## REQUIREMENTS
Type out the data exactly as given. Skip any image.

## DATASET SECTION

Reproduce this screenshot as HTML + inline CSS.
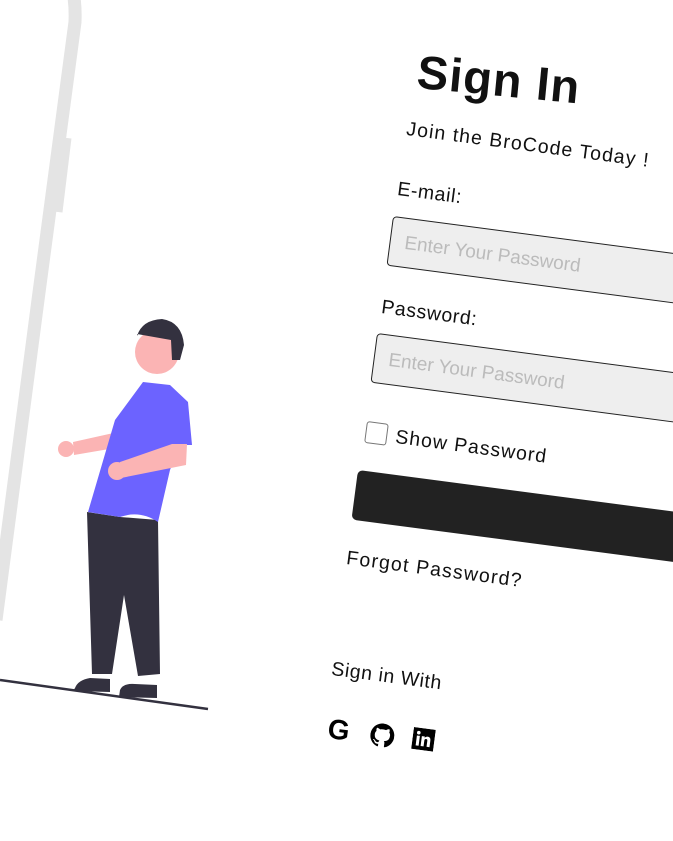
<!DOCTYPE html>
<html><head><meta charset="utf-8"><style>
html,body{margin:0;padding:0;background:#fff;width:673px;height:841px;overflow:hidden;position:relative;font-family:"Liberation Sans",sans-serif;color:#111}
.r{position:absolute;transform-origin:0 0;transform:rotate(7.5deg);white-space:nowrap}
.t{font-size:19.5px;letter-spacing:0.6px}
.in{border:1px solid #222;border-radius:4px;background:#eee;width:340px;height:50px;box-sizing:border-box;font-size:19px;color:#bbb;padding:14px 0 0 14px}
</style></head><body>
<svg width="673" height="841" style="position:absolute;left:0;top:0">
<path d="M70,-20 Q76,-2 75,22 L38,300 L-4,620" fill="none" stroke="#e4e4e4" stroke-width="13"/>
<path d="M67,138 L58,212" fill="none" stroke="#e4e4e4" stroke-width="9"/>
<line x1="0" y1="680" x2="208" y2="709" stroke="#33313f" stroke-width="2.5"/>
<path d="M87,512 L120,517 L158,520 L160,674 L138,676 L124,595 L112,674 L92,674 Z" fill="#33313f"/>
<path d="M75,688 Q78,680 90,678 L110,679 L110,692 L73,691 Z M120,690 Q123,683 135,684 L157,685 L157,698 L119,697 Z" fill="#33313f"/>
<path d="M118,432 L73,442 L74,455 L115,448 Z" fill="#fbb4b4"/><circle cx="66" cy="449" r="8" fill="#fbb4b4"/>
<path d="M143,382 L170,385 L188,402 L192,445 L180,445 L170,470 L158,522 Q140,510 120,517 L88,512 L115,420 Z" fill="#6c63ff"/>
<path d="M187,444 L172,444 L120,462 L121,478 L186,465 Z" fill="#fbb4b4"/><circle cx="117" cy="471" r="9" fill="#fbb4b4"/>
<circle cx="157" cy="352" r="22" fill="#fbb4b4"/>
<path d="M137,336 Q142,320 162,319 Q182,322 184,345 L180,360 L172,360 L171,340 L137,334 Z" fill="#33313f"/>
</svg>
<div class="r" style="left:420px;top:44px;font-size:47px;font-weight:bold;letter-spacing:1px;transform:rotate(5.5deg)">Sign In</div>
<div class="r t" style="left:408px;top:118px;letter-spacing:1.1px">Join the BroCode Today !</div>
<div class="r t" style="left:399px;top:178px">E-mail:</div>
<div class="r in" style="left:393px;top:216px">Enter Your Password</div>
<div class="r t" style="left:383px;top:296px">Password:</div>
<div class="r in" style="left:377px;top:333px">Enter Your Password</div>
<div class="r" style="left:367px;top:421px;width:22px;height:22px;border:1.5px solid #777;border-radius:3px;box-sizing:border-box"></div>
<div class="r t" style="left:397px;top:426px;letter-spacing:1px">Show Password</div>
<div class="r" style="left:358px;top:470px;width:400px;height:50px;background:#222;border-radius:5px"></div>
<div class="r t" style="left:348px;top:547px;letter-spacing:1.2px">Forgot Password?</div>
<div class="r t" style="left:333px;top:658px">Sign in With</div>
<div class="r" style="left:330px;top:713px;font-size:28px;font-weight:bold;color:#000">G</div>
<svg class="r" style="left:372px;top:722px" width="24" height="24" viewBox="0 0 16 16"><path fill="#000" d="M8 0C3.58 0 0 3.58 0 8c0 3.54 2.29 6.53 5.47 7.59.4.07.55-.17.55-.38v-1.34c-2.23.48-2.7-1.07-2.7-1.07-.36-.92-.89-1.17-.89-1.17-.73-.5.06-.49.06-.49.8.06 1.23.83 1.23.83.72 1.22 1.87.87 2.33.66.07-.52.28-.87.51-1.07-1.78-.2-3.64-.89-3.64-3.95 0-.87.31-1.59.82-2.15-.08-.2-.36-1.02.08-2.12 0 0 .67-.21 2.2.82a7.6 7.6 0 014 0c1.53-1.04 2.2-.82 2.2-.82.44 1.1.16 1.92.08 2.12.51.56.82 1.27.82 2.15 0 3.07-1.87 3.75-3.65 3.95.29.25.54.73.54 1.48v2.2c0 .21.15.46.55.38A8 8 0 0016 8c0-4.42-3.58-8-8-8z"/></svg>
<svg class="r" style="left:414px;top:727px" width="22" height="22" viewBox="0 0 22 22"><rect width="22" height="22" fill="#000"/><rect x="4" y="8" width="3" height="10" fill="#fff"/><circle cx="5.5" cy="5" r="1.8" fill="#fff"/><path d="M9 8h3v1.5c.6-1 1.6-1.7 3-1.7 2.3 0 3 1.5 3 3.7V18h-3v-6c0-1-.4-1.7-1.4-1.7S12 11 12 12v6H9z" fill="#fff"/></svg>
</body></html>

## CORRECT RESPONSE
Reproduce this screenshot as HTML + inline CSS.
<!DOCTYPE html>
<html><head><meta charset="utf-8"><style>
html,body{margin:0;padding:0;background:#fff;width:673px;height:841px;overflow:hidden;position:relative;font-family:"Liberation Sans",sans-serif;color:#111}
.r{position:absolute;transform-origin:0 0;transform:rotate(7.5deg);white-space:nowrap}
.t{font-size:19.5px;letter-spacing:0.6px}
.in{border:1px solid #222;border-radius:4px;background:#eee;width:340px;height:50px;box-sizing:border-box;font-size:19px;color:#bbb;padding:14px 0 0 14px}
</style></head><body>
<svg width="673" height="841" style="position:absolute;left:0;top:0">
<path d="M70,-20 Q76,-2 75,22 L38,300 L-4,620" fill="none" stroke="#e4e4e4" stroke-width="13"/>
<path d="M67,138 L58,212" fill="none" stroke="#e4e4e4" stroke-width="9"/>
<line x1="0" y1="680" x2="208" y2="709" stroke="#33313f" stroke-width="2.5"/>
<path d="M87,512 L120,517 L158,520 L160,674 L138,676 L124,595 L112,674 L92,674 Z" fill="#33313f"/>
<path d="M75,688 Q78,680 90,678 L110,679 L110,692 L73,691 Z M120,690 Q123,683 135,684 L157,685 L157,698 L119,697 Z" fill="#33313f"/>
<path d="M118,432 L73,442 L74,455 L115,448 Z" fill="#fbb4b4"/><circle cx="66" cy="449" r="8" fill="#fbb4b4"/>
<path d="M143,382 L170,385 L188,402 L192,445 L180,445 L170,470 L158,522 Q140,510 120,517 L88,512 L115,420 Z" fill="#6c63ff"/>
<path d="M187,444 L172,444 L120,462 L121,478 L186,465 Z" fill="#fbb4b4"/><circle cx="117" cy="471" r="9" fill="#fbb4b4"/>
<circle cx="157" cy="352" r="22" fill="#fbb4b4"/>
<path d="M137,336 Q142,320 162,319 Q182,322 184,345 L180,360 L172,360 L171,340 L137,334 Z" fill="#33313f"/>
</svg>
<div class="r" style="left:420px;top:44px;font-size:47px;font-weight:bold;letter-spacing:1px;transform:rotate(5.5deg)">Sign In</div>
<div class="r t" style="left:408px;top:118px;letter-spacing:1.1px">Join the BroCode Today !</div>
<div class="r t" style="left:399px;top:178px">E-mail:</div>
<div class="r in" style="left:393px;top:216px">Enter Your Password</div>
<div class="r t" style="left:383px;top:296px">Password:</div>
<div class="r in" style="left:377px;top:333px">Enter Your Password</div>
<div class="r" style="left:367px;top:421px;width:22px;height:22px;border:1.5px solid #777;border-radius:3px;box-sizing:border-box"></div>
<div class="r t" style="left:397px;top:426px;letter-spacing:1px">Show Password</div>
<div class="r" style="left:358px;top:470px;width:400px;height:50px;background:#222;border-radius:5px"></div>
<div class="r t" style="left:348px;top:547px;letter-spacing:1.2px">Forgot Password?</div>
<div class="r t" style="left:333px;top:658px">Sign in With</div>
<div class="r" style="left:330px;top:713px;font-size:28px;font-weight:bold;color:#000">G</div>
<svg class="r" style="left:372px;top:722px" width="24" height="24" viewBox="0 0 16 16"><path fill="#000" d="M8 0C3.58 0 0 3.58 0 8c0 3.54 2.29 6.53 5.47 7.59.4.07.55-.17.55-.38v-1.34c-2.23.48-2.7-1.07-2.7-1.07-.36-.92-.89-1.17-.89-1.17-.73-.5.06-.49.06-.49.8.06 1.23.83 1.23.83.72 1.22 1.87.87 2.33.66.07-.52.28-.87.51-1.07-1.78-.2-3.64-.89-3.64-3.95 0-.87.31-1.59.82-2.15-.08-.2-.36-1.02.08-2.12 0 0 .67-.21 2.2.82a7.6 7.6 0 014 0c1.53-1.04 2.2-.82 2.2-.82.44 1.1.16 1.92.08 2.12.51.56.82 1.27.82 2.15 0 3.07-1.87 3.75-3.65 3.95.29.25.54.73.54 1.48v2.2c0 .21.15.46.55.38A8 8 0 0016 8c0-4.42-3.58-8-8-8z"/></svg>
<svg class="r" style="left:414px;top:727px" width="22" height="22" viewBox="0 0 22 22"><rect width="22" height="22" fill="#000"/><rect x="4" y="8" width="3" height="10" fill="#fff"/><circle cx="5.5" cy="5" r="1.8" fill="#fff"/><path d="M9 8h3v1.5c.6-1 1.6-1.7 3-1.7 2.3 0 3 1.5 3 3.7V18h-3v-6c0-1-.4-1.7-1.4-1.7S12 11 12 12v6H9z" fill="#fff"/></svg>
</body></html>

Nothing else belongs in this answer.